Students are demanding more diverse faculty. cybrarian77/flickr, CC BY-ND

Recent demands for a more diverse faculty at the University of Missouri are being echoed by student activists at universities across the country.

Inspired by calls for reform at Mizzou, 400 Virginia Commonwealth University students, faculty and alumni convened a forum on the scarcity of black faculty. Hundreds of Yale students called for an increase in faculty diversity, as a means of improving the racial climate on campus. The week before Thanksgiving, a group of Brandeis students began occupying an administration building demanding more full-time black faculty.

As a black professor whose teaching and scholarship explore racial diversity in higher education, I believe the students’ demands highlight a deficiency that exists at institutions across the US. I also believe increasing faculty diversity would improve the climate and culture on college campuses, and improve the quality of education for every student.

Ethnic studies departments

Phil Roeder/flickr, CC BY-ND

Demands for racially diverse faculty are nothing new.

In the late 1960s and early 1970s, students at campuses nationwide engaged in sit-ins, walk-outs, hunger strikes and calls for the creation of ethnic studies departments. Student activists also demanded course offerings focused on the histories and realities of black, Native, Asian, and Latino Americans. These efforts resulted in the creation of ethnic studies departments, predominantly staffed by faculty of color. By 1993, there were approximately 700 such departments.

In the 1980s and 1990s, spurred by civil rights lawsuits and White House guidelines, colleges and universities also engaged in conscious efforts to hire faculty of color across departments. The progress made, however, was short-lived, and by 2010 recruitment and retention rates for faculty of color began to stagnate.

According to the National Center for Educational Statistics, in 2013 only 21.5% of faculty at institutions of higher learning across the nation were black, Latino, First Nation, Asian or Pacific Islanders. During that same year, people of color comprised 39% of the total US population. Fewer than 17% of full-time faculty were from these underrepresented racial groups.

The reasons for small percentages of faculty of color on college campuses are manifold.

They include:

Today’s students are tomorrow’s faculty

Demands for increased faculty diversity are particularly timely as the US Supreme Court prepares to decide an affirmative action case this term. Some legal scholars and court-watchers anticipate that the court may decide that universities are no longer constitutionally permitted to consider race in admissions decisions.

It remains to be seen how such a decision would impact faculty diversity on college campuses. However, a ruling that ends affirmative action could cause a precipitous drop in students of color admitted to institutions of higher education. That would further narrow the pipeline of prospective faculty of color.

The inclusion of faculty of color is not merely a matter of optics. The dearth of diverse faculty compromises the quality of education for all students.

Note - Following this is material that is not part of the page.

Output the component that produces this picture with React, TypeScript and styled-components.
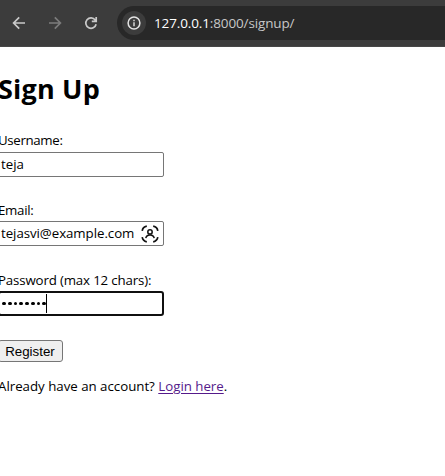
import React from "react";
import styled, { createGlobalStyle } from "styled-components";

const GlobalStyle = createGlobalStyle`
  * { box-sizing: border-box; }
  html, body { margin: 0; background: #fff; overflow: hidden; }
`;

const Window = styled.div`
  width: 100%;
  height: 476px;
  overflow: hidden;
  background: #fff;
  color: #000;
  font-family: "Open Sans", sans-serif;
  font-size: 13.3px;
`;

const Toolbar = styled.header`
  display: flex;
  align-items: center;
  height: 47px;
  padding: 0 0 1px 11px;
  background: #3c3c3c;
  border-bottom: 1px solid #474747;
`;

const NavButton = styled.span<{ $dim?: boolean }>`
  display: flex;
  width: 16px;
  height: 16px;
  margin-right: 20px;
  color: ${(p) => (p.$dim ? "#7c7c7c" : "#c9c9c9")};
`;

const AddressBar = styled.div`
  display: flex;
  flex: 1;
  align-items: center;
  height: 34px;
  margin-left: -2px;
  padding-left: 5px;
  border-radius: 17px 0 0 17px;
  background: #282828;
`;

const SiteInfo = styled.span`
  display: flex;
  align-items: center;
  justify-content: center;
  width: 24px;
  height: 24px;
  border-radius: 50%;
  background: #3c3c3c;
  color: #e3e3e3;
`;

const Url = styled.span`
  margin-left: 8px;
  color: #c7c7c7;
  font-size: 13.5px;
  line-height: 20px;
  letter-spacing: -0.13px;
  white-space: nowrap;
`;

const Host = styled.span`
  color: #fff;
`;

const Page = styled.main`
  padding-top: 24px;
  margin-left: -2px;
`;

const Title = styled.h1`
  margin: 0 0 24px;
  font-size: 27px;
  font-weight: 700;
  line-height: 36px;
  letter-spacing: 0.2px;
`;

const Field = styled.div`
  display: flex;
  flex-direction: column;
  width: 166px;
  height: 70px;
`;

const Label = styled.label<{ $spacing?: number; $height?: number }>`
  height: ${(p) => p.$height ?? 20}px;
  line-height: 19px;
  letter-spacing: ${(p) => p.$spacing ?? 0}px;
  white-space: nowrap;
`;

const InputBox = styled.div<{ $focused?: boolean }>`
  display: flex;
  align-items: center;
  height: 25px;
  padding-left: ${(p) => (p.$focused ? 2 : 2)}px;
  padding-right: 4px;
  border: ${(p) => (p.$focused ? "2px solid #101010" : "1px solid #767676")};
  border-radius: ${(p) => (p.$focused ? 3 : 2)}px;
  line-height: 19px;
`;

const Value = styled.span<{ $spacing?: number }>`
  flex: 1;
  letter-spacing: ${(p) => p.$spacing ?? 0}px;
  white-space: nowrap;
`;

const Dots = styled.span`
  display: flex;
  gap: 2px;
`;

const Dot = styled.span`
  width: 3.75px;
  height: 3.75px;
  border-radius: 50%;
  background: #000;
`;

const Caret = styled.span`
  width: 1px;
  height: 19px;
  background: #000;
`;

const RegisterButton = styled.button`
  display: block;
  width: 65px;
  height: 22px;
  margin: -1px 0 0;
  padding: 0 1px 0 0;
  border: 1px solid #767676;
  border-radius: 3px;
  background: #efefef;
  color: #000;
  font: 13.333px/19px "Liberation Sans", sans-serif;
`;

const Footer = styled.p`
  margin: 14px 0 0;
  line-height: 20px;
  letter-spacing: -0.02px;
  white-space: nowrap;
`;

const Link = styled.a`
  color: #551a8b;
  text-decoration: underline;
  text-underline-offset: 2px;
`;

const BackIcon = () => (
  <svg width="16" height="16" viewBox="0 0 16 16" fill="none" stroke="currentColor" strokeWidth="1.7">
    <path d="M14 8H3M8.2 2.4 2.6 8l5.6 5.6" />
  </svg>
);

const ForwardIcon = () => (
  <svg width="16" height="16" viewBox="0 0 16 16" fill="none" stroke="currentColor" strokeWidth="1.7">
    <path d="M2 8h11M7.8 2.4 13.4 8l-5.6 5.6" />
  </svg>
);

const ReloadIcon = () => (
  <svg width="16" height="16" viewBox="0 0 16 16" fill="none" stroke="currentColor" strokeWidth="1.7">
    <path d="M13.1 9.2A5.2 5.2 0 1 1 12.2 5l1 1.2M13.2 2v4.4H8.8" />
  </svg>
);

const InfoIcon = () => (
  <svg width="14" height="14" viewBox="0 0 14 14" fill="none" stroke="currentColor">
    <circle cx="7" cy="7" r="5.9" strokeWidth="1.5" />
    <path d="M7 6.3v3.9M7 3.8v1.4" strokeWidth="1.4" />
  </svg>
);

const AutofillIcon = () => (
  <svg width="18" height="18" viewBox="0 0 18 18" fill="none" stroke="#111" strokeWidth="1.7">
    <path d="M1.2 5.8Q1.8 2 5.8 1.2M12.2 1.2q4 .8 4.6 4.6M16.8 12.2q-.6 3.8-4.6 4.6M5.8 16.8Q1.8 16 1.2 12.2" />
    <circle cx="9" cy="6.9" r="2.2" strokeWidth="1.5" />
    <path d="M4.8 13.1Q5.3 9.9 9 9.9t4.2 3.2" strokeWidth="1.5" />
  </svg>
);

export default function App() {
  return (
    <Window>
      <GlobalStyle />
      <Toolbar>
        <NavButton><BackIcon /></NavButton>
        <NavButton $dim><ForwardIcon /></NavButton>
        <NavButton><ReloadIcon /></NavButton>
        <AddressBar>
          <SiteInfo><InfoIcon /></SiteInfo>
          <Url><Host>127.0.0.1</Host>:8000/signup/</Url>
        </AddressBar>
      </Toolbar>
      <Page>
        <Title>Sign Up</Title>
        <Field>
          <Label $spacing={-0.35} $height={21}>Username:</Label>
          <InputBox><Value>teja</Value></InputBox>
        </Field>
        <Field>
          <Label $spacing={-0.3}>Email:</Label>
          <InputBox><Value $spacing={-0.06}>tejasvi@example.com</Value><AutofillIcon /></InputBox>
        </Field>
        <Field>
          <Label $spacing={-0.16}>Password (max 12 chars):</Label>
          <InputBox $focused>
            <Dots>{Array.from({ length: 8 }, (_, i) => <Dot key={i} />)}</Dots>
            <Caret />
          </InputBox>
        </Field>
        <RegisterButton>Register</RegisterButton>
        <Footer>Already have an account? <Link>Login here</Link>.</Footer>
      </Page>
    </Window>
  );
}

A diverse faculty, like a diverse student body, enhances the quality of the academic environment and yields positive learning outcomes for every student at an institution.

Making up for shortcomings of K-12 schools

US elementary schools are largely segregated. www.shutterstock.com, CC BY

As the Civil Rights Project at UCLA reports, K-12 schools across the nation remain largely segregated 60 years after the Supreme Court’s decision in Brown v Board of Education.

That means that instruction from faculty of color at the university level provides many students with their first exposure to a nonwhite teacher in a classroom with racially diverse classmates.

This experience can surface students’ conscious and unconscious racial biases.

It can also challenge students to reconcile different perspectives and experiences in a way that inspires higher order thinking and analysis.

The presence of professors of color can also positively impact the campus climate by fostering inclusion and cross-cultural understanding. Their presence can attract students of color to the campus who would view the environment as more welcoming and as embracing diversity as an institutional and educational value.

Recent demands for increased faculty of color emerge against a backdrop of racial tensions on college campuses nationwide. University leadership at other schools would be wise to take steps to increase faculty diversity before campus protests erupt and, in doing so, improve the educational experience of every student.